Prof. Dr. Markus Gehrlein
a) Grundsatz notwendiger Streitgenossenschaft.
Rn 12
Ist Kl eine nicht rechts- und parteifähige Gesamthandsgemeinschaft, müssen die Teilhaber als notwendige Streitgenossen gemeinsam auf Leistung klagen. Dies gilt für die Gesellschafter einer nicht parteifähigen Innen-GbR (BGHZ 146, 341, 348 = NJW 01, 1056), sofern nicht ausnahmsweise eine Gesellschafterklage (actio pro socio) in Betracht kommt, die gemeinsam verwaltenden Ehegatten einer Gütergemeinschaft (BGH NJW 94, 652 f [BGH 07.12.1993 - VI ZR 152/92]) und für mehrere Testamentsvollstrecker eines Nachlasses (Hambg MDR 78, 1031). Die Mitglieder einer nicht rechtsfähigen Bruchteilsgemeinschaft (§ 744 BGB) sind bei Geltendmachung einer Forderung gegen einen Dritten ebenfalls notwendige Streitgenossen. Mehrere Bewerber sind bei geschlechtsbedingter Benachteiligung im Fall von § 61b III ArbGG, mehrere Miterben iRd § 2039 BGB und mehrere Anwälte bei Geltendmachung einer gemeinsamen Honorarforderung (BGH NJW 96, 2859 [BGH 20.06.1996 - IX ZR 248/95]) notwendige Streitgenossen. Bei der Erhebung von Ansprüchen einer Außen-GbR liegt keine notwendige Streitgenossenschaft der Gesellschafter vor, weil die GbR selbst parteifähig ist (BGHZ 146, 341 = NJW 01, 1056; 11, 683 Rz 13). Nichts anderes gilt für Wohnungseigentümer bei Klagen einer Wohnungseigentümergemeinschaft hinsichtlich der das Verwaltungsvermögen betreffenden Forderungen und Verbindlichkeiten (BGHZ 163, 154, 166 f = NJW 05, 2061). In beiden Fällen wäre eine Klage durch einen bzw mehrere Gesellschafter/Wohnungseigentümer im Wege einer gewillkürten Prozessstandschaft denkbar, die jedenfalls keine notwendige Streitgenossenschaft darstellt, weil auch eine Einzelermächtigung möglich ist (BGH NJW-RR 02, 1377 f). Wurde der Antrag für alle Teilhaber gestellt, einer von ihnen aber versehentlich in der Klageschrift nicht genannt, kann das Rubrum ohne Rechtsnachteil entsprechend berichtigt werden (BGH NJW 97, 1236). Ist der Teilhaber einer Wohnungseigentümer- oder Gesamthandsgemeinschaft zugleich Verpflichteter, braucht er auf der Aktivseite nicht mitzuwirken (BGHZ 142, 290, 293 = NJW 99, 3713). Miteigentümer, die eine Rückübertragung nur durch eine gemeinsame Verfügung verwirklichen können, sind notwendige Streitgenossen (BGH NJW 08, 69, 75 [BGH 02.07.2007 - II ZR 111/05]).

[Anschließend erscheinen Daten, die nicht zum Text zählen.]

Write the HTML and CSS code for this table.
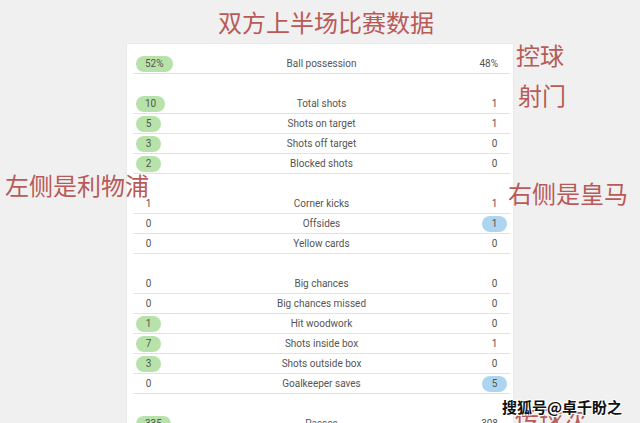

b) Keine notwendige Streitgenossenschaft bei Einzelprozessführungsbefugnis.
Rn 13
Abweichend besteht in den vorbezeichneten Fällen keine notwendige Streitgenossenschaft, wenn das materielle Recht den einzelnen Teilhabern eine Einzelprozessführungsbefugnis des Inhalts verleiht, den Anspruch der Gemeinschaft (durch Leistung an diese, nicht sich selbst) geltend zu machen (BGHZ 30, 195, 197 = NJW 59, 1683). Dies gilt zugunsten von Miteigentümern (§ 1011 BGB), des das Gesamtgut verwaltenden Ehegatten (§ 1422 BGB) und Miterben (§ 2039 BGB; BGHZ 121, 22, 24 = NJW 93, 727; BGHZ 92, 351, 354 = NJW 85, 385; BGHZ 79, 245, 247 = NJW 81, 1097), in Fällen der Notgeschäftsführung (§ 744 II, 1455 Nr 10, 1472 III Hs 2 BGB) und bei Ausübung des Revokationsrechts (§ 1368 BGB). Einzelklagebefugnisse der Wohnungseigentümer werden durch § 20 I WEG verdrängt (BGHZ 163, 154, 166 = NJW 05, 2061). Weitergehend stattet das Gesetz Mitberechtigte mit einem eigenen, im Interesse der anderen Teilhaber beschränkten materiell-rechtlichen Anspruch im Rahmen der §§ 432, 1077, 1128 III und 1281 S 2 BGB aus. Schließlich wird durch Geschäfte zur Deckung des Lebensbedarfs (§ 1357 BGB: früher Schlüsselgewalt) eine Mitgläubigerstellung der Ehegatten geschaffen.
c) Feststellungsklagen.
Rn 14
Bei der Beurteilung, ob iRe Feststellungsklage eine einfache oder notwendige Streitgenossenschaft vorliegt, gelten die für eine Leistungsklage maßgeblichen Grundsätze. Darum kann ein einzelner Teilhaber Feststellungsklage erheben, sofern ihn das materielle Recht mit einer Einzelklagebefugnis versieht (BGH WM 17, 1940 Rz 23). Hat die Feststellung ein Recht zum Gegenstand, das nur gemeinsam besteht und das die Teilhaber nur gemeinschaftlich verfolgen können, besteht auch für eine Feststellungsklage eine notwendige Streitgenossenschaft. Erstreckt sich die Feststellung auf den Inhalt eines gemeinschaftlichen Rechtsverhältnisses oder die Feststellung eines der Gesamthand zustehenden Eigentums, greift eine notwendige Streitgenossenschaft ein. Streiten die Gesellschafter einer Personengesellschaft über die Mitgliedschaft, sind daran – wie bei einer Ausschlussklage – sämtliche Gesellschafter zu beteiligen (BGHZ 91, 132 f = NJW 84, 2104). An einer Kündigungsschutzklage haben auf Passivseite als Arbeitgeber alle Gesellschafter einer nicht parteifähigen GbR mitzuwirken (LAG Berlin MDR 98, 293). Am Streit über die Wirksamkeit eines Mietvertrages sind sämtliche Vermieter zu beteiligen (Celle NJW-RR 94, 854). Ein Gesellschafter-Erbe ist einzelprozessführungsbefugt, wenn er die Feststellung seiner Gesellschafterstellung ggü einem insoweit widersprechenden außenstehenden Dritten begehrt (Hambg ZIP 84, 1226, 1229). Klagt ein Gesellschafter auf die Feststellung, dass ein anderer Gesellschafter aus der Gesellschaft ausgeschieden ist, besteht keine notwendige Streitge...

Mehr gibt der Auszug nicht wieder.